Post by thetoad30 » Sun Jan 20, 2008 7:47 pm

All,

After water cooling for a few years, I think I've decided to go back to air cooling. It's not that I don't love the water cooling and the silence, but that I just don't have the time or patience anymore for maintenance or for the degree of difficulty that water cooling adds when trying to replace components.

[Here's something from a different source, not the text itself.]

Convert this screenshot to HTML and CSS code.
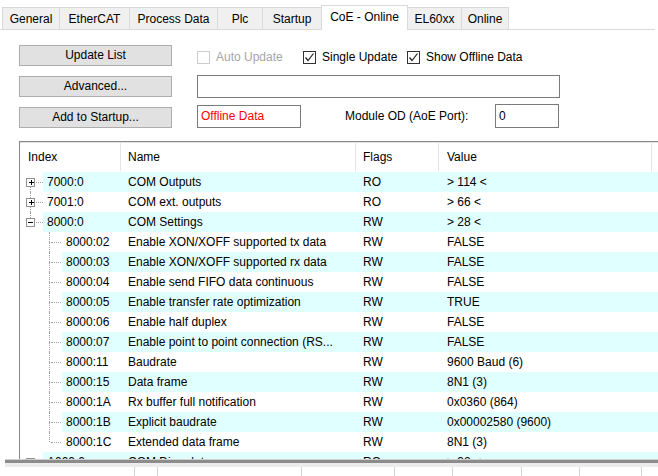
FILE: index.html
```html
<!DOCTYPE html>
<html>
<head>
<meta charset="utf-8">
<link rel="stylesheet" href="styles.css">
</head>
<body>
<div class="tabs">
  <div class="tab w-general">General</div>
  <div class="tab w-ethercat">EtherCAT</div>
  <div class="tab w-process">Process Data</div>
  <div class="tab w-plc">Plc</div>
  <div class="tab w-startup">Startup</div>
  <div class="tab sel w-coe">CoE - Online</div>
  <div class="tab w-el">EL60xx</div>
  <div class="tab w-online">Online</div>
</div>

<div class="controls">
  <div class="crow">
    <div class="btn">Update List</div>
    <div class="chk chk-auto disabled"><span class="box"></span>Auto Update</div>
    <div class="chk chk-single"><span class="box"><svg width="11" height="11" viewBox="0 0 11 11"><polyline points="1.5,5.5 4,8.5 9.5,1.5" fill="none" stroke="#222" stroke-width="1.2"/></svg></span>Single Update</div>
    <div class="chk"><span class="box"><svg width="11" height="11" viewBox="0 0 11 11"><polyline points="1.5,5.5 4,8.5 9.5,1.5" fill="none" stroke="#222" stroke-width="1.2"/></svg></span>Show Offline Data</div>
  </div>
  <div class="crow">
    <div class="btn">Advanced...</div>
    <div class="field field-wide"></div>
  </div>
  <div class="crow crow-end">
    <div class="btn">Add to Startup...</div>
    <div class="field field-offline">Offline Data</div>
    <div class="modlabel">Module OD (AoE Port):</div>
    <div class="field field-port">0</div>
  </div>
</div>

<div class="list">
  <div class="lhead">
    <div class="hc hc-index">Index</div>
    <div class="hc hc-name">Name</div>
    <div class="hc hc-flags">Flags</div>
    <div class="hc hc-value">Value</div>
    <div class="hc hc-rest"></div>
  </div>

  <div class="row">
    <div class="ttree"><div class="node"><span class="vseg off"></span><span class="exp"><span class="h"></span><span class="v"></span></span><span class="vseg"></span></div><span class="hl"></span></div>
    <div class="cells alt"><div class="c-index">7000:0</div><div class="c-name">COM Outputs</div><div class="c-flags">RO</div><div class="c-value">&gt; 114 &lt;</div></div>
  </div>
  <div class="row">
    <div class="ttree"><div class="node"><span class="vseg"></span><span class="exp"><span class="h"></span><span class="v"></span></span><span class="vseg"></span></div><span class="hl"></span></div>
    <div class="cells"><div class="c-index">7001:0</div><div class="c-name">COM ext. outputs</div><div class="c-flags">RO</div><div class="c-value">&gt; 66 &lt;</div></div>
  </div>
  <div class="row">
    <div class="ttree"><div class="node"><span class="vseg"></span><span class="exp"><span class="h"></span></span><span class="vseg off"></span></div><span class="hl"></span></div>
    <div class="cells alt"><div class="c-index">8000:0</div><div class="c-name">COM Settings</div><div class="c-flags">RW</div><div class="c-value">&gt; 28 &lt;</div></div>
  </div>

  <div class="row">
    <div class="ctree"><div class="cv"><span class="vseg"></span><span class="vseg"></span></div><span class="ch"></span></div>
    <div class="cells"><div class="c-index child">8000:02</div><div class="c-name">Enable XON/XOFF supported tx data</div><div class="c-flags">RW</div><div class="c-value">FALSE</div></div>
  </div>
  <div class="row">
    <div class="ctree"><div class="cv"><span class="vseg"></span><span class="vseg"></span></div><span class="ch"></span></div>
    <div class="cells alt"><div class="c-index child">8000:03</div><div class="c-name">Enable XON/XOFF supported rx data</div><div class="c-flags">RW</div><div class="c-value">FALSE</div></div>
  </div>
  <div class="row">
    <div class="ctree"><div class="cv"><span class="vseg"></span><span class="vseg"></span></div><span class="ch"></span></div>
    <div class="cells"><div class="c-index child">8000:04</div><div class="c-name">Enable send FIFO data continuous</div><div class="c-flags">RW</div><div class="c-value">FALSE</div></div>
  </div>
  <div class="row">
    <div class="ctree"><div class="cv"><span class="vseg"></span><span class="vseg"></span></div><span class="ch"></span></div>
    <div class="cells alt"><div class="c-index child">8000:05</div><div class="c-name">Enable transfer rate optimization</div><div class="c-flags">RW</div><div class="c-value">TRUE</div></div>
  </div>
  <div class="row">
    <div class="ctree"><div class="cv"><span class="vseg"></span><span class="vseg"></span></div><span class="ch"></span></div>
    <div class="cells"><div class="c-index child">8000:06</div><div class="c-name">Enable half duplex</div><div class="c-flags">RW</div><div class="c-value">FALSE</div></div>
  </div>
  <div class="row">
    <div class="ctree"><div class="cv"><span class="vseg"></span><span class="vseg"></span></div><span class="ch"></span></div>
    <div class="cells alt"><div class="c-index child">8000:07</div><div class="c-name">Enable point to point connection (RS...</div><div class="c-flags">RW</div><div class="c-value">FALSE</div></div>
  </div>
  <div class="row">
    <div class="ctree"><div class="cv"><span class="vseg"></span><span class="vseg"></span></div><span class="ch"></span></div>
    <div class="cells"><div class="c-index child">8000:11</div><div class="c-name">Baudrate</div><div class="c-flags">RW</div><div class="c-value">9600 Baud (6)</div></div>
  </div>
  <div class="row">
    <div class="ctree"><div class="cv"><span class="vseg"></span><span class="vseg"></span></div><span class="ch"></span></div>
    <div class="cells alt"><div class="c-index child">8000:15</div><div class="c-name">Data frame</div><div class="c-flags">RW</div><div class="c-value">8N1 (3)</div></div>
  </div>
  <div class="row">
    <div class="ctree"><div class="cv"><span class="vseg"></span><span class="vseg"></span></div><span class="ch"></span></div>
    <div class="cells"><div class="c-index child">8000:1A</div><div class="c-name">Rx buffer full notification</div><div class="c-flags">RW</div><div class="c-value">0x0360 (864)</div></div>
  </div>
  <div class="row">
    <div class="ctree"><div class="cv"><span class="vseg"></span><span class="vseg"></span></div><span class="ch"></span></div>
    <div class="cells alt"><div class="c-index child">8000:1B</div><div class="c-name">Explicit baudrate</div><div class="c-flags">RW</div><div class="c-value">0x00002580 (9600)</div></div>
  </div>
  <div class="row">
    <div class="ctree"><div class="cv"><span class="vseg"></span><span class="vseg off"></span></div><span class="ch"></span></div>
    <div class="cells"><div class="c-index child">8000:1C</div><div class="c-name">Extended data frame</div><div class="c-flags">RW</div><div class="c-value">8N1 (3)</div></div>
  </div>
  <div class="row">
    <div class="ttree"><div class="node"><span class="vseg off"></span><span class="exp"><span class="h"></span><span class="v"></span></span><span class="vseg off"></span></div><span class="hl"></span></div>
    <div class="cells alt"><div class="c-index">A000:0</div><div class="c-name">COM Diag data</div><div class="c-flags">RO</div><div class="c-value">&gt; 32 &lt;</div></div>
  </div>
</div>

<div class="splitter"></div>
<div class="bhead">
  <div class="bc b1"></div><div class="bc b2"></div><div class="bc b3"></div><div class="bc b4"></div>
  <div class="bc b5"></div><div class="bc b6"></div><div class="bc b7"></div><div class="bc b8"></div>
</div>
</body>
</html>
```

FILE: styles.css
```css
html, body {
  margin: 0;
  padding: 0;
  background: #ffffff;
  overflow: hidden;
}
body {
  width: 658px;
  height: 476px;
  font-family: "Liberation Sans", Arial, sans-serif;
  font-size: 12px;
  color: #000;
}

/* Tabs */
.tabs {
  display: flex;
  align-items: flex-end;
  height: 24px;
  margin: 5px 3px 0 0;
  padding-left: 2px;
  border-bottom: 1px solid #d9d9d9;
}
.tab {
  box-sizing: border-box;
  height: 22px;
  line-height: 22px;
  text-align: center;
  background: #f0f0f0;
  border-top: 1px solid #d9d9d9;
  border-right: 1px solid #d9d9d9;
  color: #000;
}
.tab:first-child { border-left: 1px solid #d9d9d9; }
.tab.sel {
  height: 25px;
  line-height: 22px;
  margin-bottom: -1px;
  background: #ffffff;
  border-left: 1px solid #d9d9d9;
  margin-left: -1px;
}
.w-general { width: 58px; }
.w-ethercat { width: 70px; }
.w-process { width: 88px; }
.w-plc { width: 45px; }
.w-startup { width: 59px; }
.w-coe { width: 87px; }
.w-el { width: 54px; }
.w-online { width: 47px; }

/* Controls */
.controls {
  padding: 15px 0 0 19px;
}
.crow {
  display: flex;
  align-items: center;
  height: 21px;
  margin-bottom: 10px;
}
.crow-end { align-items: flex-end; }
.btn {
  box-sizing: border-box;
  width: 153px;
  height: 21px;
  line-height: 19px;
  text-align: center;
  background: #e1e1e1;
  border: 1px solid #adadad;
  margin-right: 25px;
  flex: none;
}
.chk {
  display: flex;
  align-items: center;
  height: 21px;
  padding-top: 3px;
  flex: none;
}
.chk .box {
  box-sizing: border-box;
  width: 13px;
  height: 13px;
  border: 1px solid #333;
  background: #fff;
  margin-right: 6px;
  display: flex;
  align-items: center;
  justify-content: center;
}
.chk-auto { width: 106px; }
.chk-single { width: 104px; }
.chk.disabled { color: #a6a6a6; }
.chk.disabled .box { border-color: #cccccc; }

.field {
  box-sizing: border-box;
  height: 23px;
  border: 1px solid #7a7a7a;
  background: #fff;
  flex: none;
  line-height: 21px;
  padding-left: 3px;
}
.field-wide { width: 363px; }
.field-offline { width: 104px; color: #ff0000; }
.field-port { width: 64px; height: 24px; line-height: 22px; }
.modlabel {
  margin-left: 44px;
  width: 150px;
  height: 23px;
  line-height: 23px;
}

/* List */
.list {
  margin: 13px 0 0 19px;
  height: 318px;
  overflow: hidden;
  box-sizing: border-box;
  border-top: 1px solid #8a8a8a;
  border-left: 1px solid #828790;
}
.lhead {
  display: flex;
  height: 30px;
  border-top: 1px solid #e3e3e3;
  box-sizing: border-box;
}
.hc {
  box-sizing: border-box;
  height: 28px;
  line-height: 29px;
  border-right: 1px solid #e5e5e5;
  flex: none;
}
.hc-index { width: 101px; padding-left: 8px; }
.hc-name { width: 235px; padding-left: 7px; }
.hc-flags { width: 83px; padding-left: 7px; }
.hc-value { width: 213px; padding-left: 8px; }
.hc-rest { flex: 1; border-right: none; }

.row {
  display: flex;
  height: 20px;
}
.cells {
  flex: 1;
  display: flex;
  align-items: center;
  line-height: 20px;
  white-space: nowrap;
}
.cells.alt { background: #e0ffff; }
.c-index { box-sizing: border-box; width: 78px; padding-left: 4px; flex: none; }
.c-index.child { width: 59px; }
.c-name { box-sizing: border-box; width: 235px; padding-left: 7px; flex: none; overflow: hidden; }
.c-flags { box-sizing: border-box; width: 83px; padding-left: 7px; flex: none; }
.c-value { box-sizing: border-box; padding-left: 8px; flex: 1; }

/* tree lines */
.ttree {
  box-sizing: border-box;
  width: 23px;
  padding-left: 6px;
  display: flex;
  flex: none;
}
.node {
  width: 9px;
  display: flex;
  flex-direction: column;
  align-items: center;
}
.vseg {
  flex: 1;
  width: 0;
  border-left: 1px dotted #a0a0a0;
}
.vseg.off { border-left-color: transparent; }
.exp {
  box-sizing: border-box;
  width: 9px;
  height: 9px;
  border: 1px solid #919191;
  background: #fff;
  display: flex;
  align-items: center;
  justify-content: center;
  flex: none;
}
.exp .h {
  width: 5px;
  height: 1px;
  background: #000;
}
.exp .v {
  width: 1px;
  height: 5px;
  background: #000;
  margin-left: -3px;
}
.hl {
  align-self: center;
  width: 7px;
  height: 0;
  margin-left: 1px;
  border-top: 1px dotted #a0a0a0;
}
.ctree {
  box-sizing: border-box;
  width: 42px;
  padding-left: 29px;
  display: flex;
  flex: none;
}
.cv {
  width: 1px;
  display: flex;
  flex-direction: column;
}
.ch {
  align-self: center;
  width: 10px;
  height: 0;
  margin-left: 1px;
  border-top: 1px dotted #a0a0a0;
}

/* bottom splitter + next header */
.splitter {
  margin-left: 5px;
  height: 3px;
  border-top: 1px solid #d0d0d0;
  background: #8c8c8c;
}
.bhead {
  margin-left: 5px;
  display: flex;
  height: 13px;
  border-top: 4px solid #ececec;
}
.bc {
  box-sizing: border-box;
  height: 100%;
  border-right: 1px solid #d5d5d5;
  flex: none;
}
.b1 { width: 130px; }
.b2 { width: 23px; }
.b3 { width: 144px; }
.b4 { width: 93px; }
.b5 { width: 58px; }
.b6 { width: 69px; }
.b7 { width: 58px; }
.b8 { width: 62px; }
```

Anyway, I know that I want to get really good temps and really silent heat sinks, even though I'm a gamer.

Here's what I have:

P182
C2D E6700
Gigabyte GA-965P-DQ6 (has Crazy Cool, a heat sink on the bottom of the board needed to hold on the NB heat sink)
EVGA 8800GT SSC 512MB

I was looking at the Ninja, the Ninja Plus Rev. B, and the new all-copper Ninja. My biggest concern is the Ninja/Ninja Copper backplate. Will it fit over the crazy cool? Does anyone have a Gigabyte board with a Crazy Cool that can show pics? I'd say I could just get longer screws, but the last thing I want to do is over-tighten and kill my motherboard/CPU.

Secondly, I'm wondering if the Copper Ninja is worth it. I know there is a review of it said to be had here at SPCR, so I will probably wait, but does anyone have a *rough* time frame of the review? I know no specifics due to timing and promises and all that, but is it relatively close? I need these components soon (within a week or two, I suppose).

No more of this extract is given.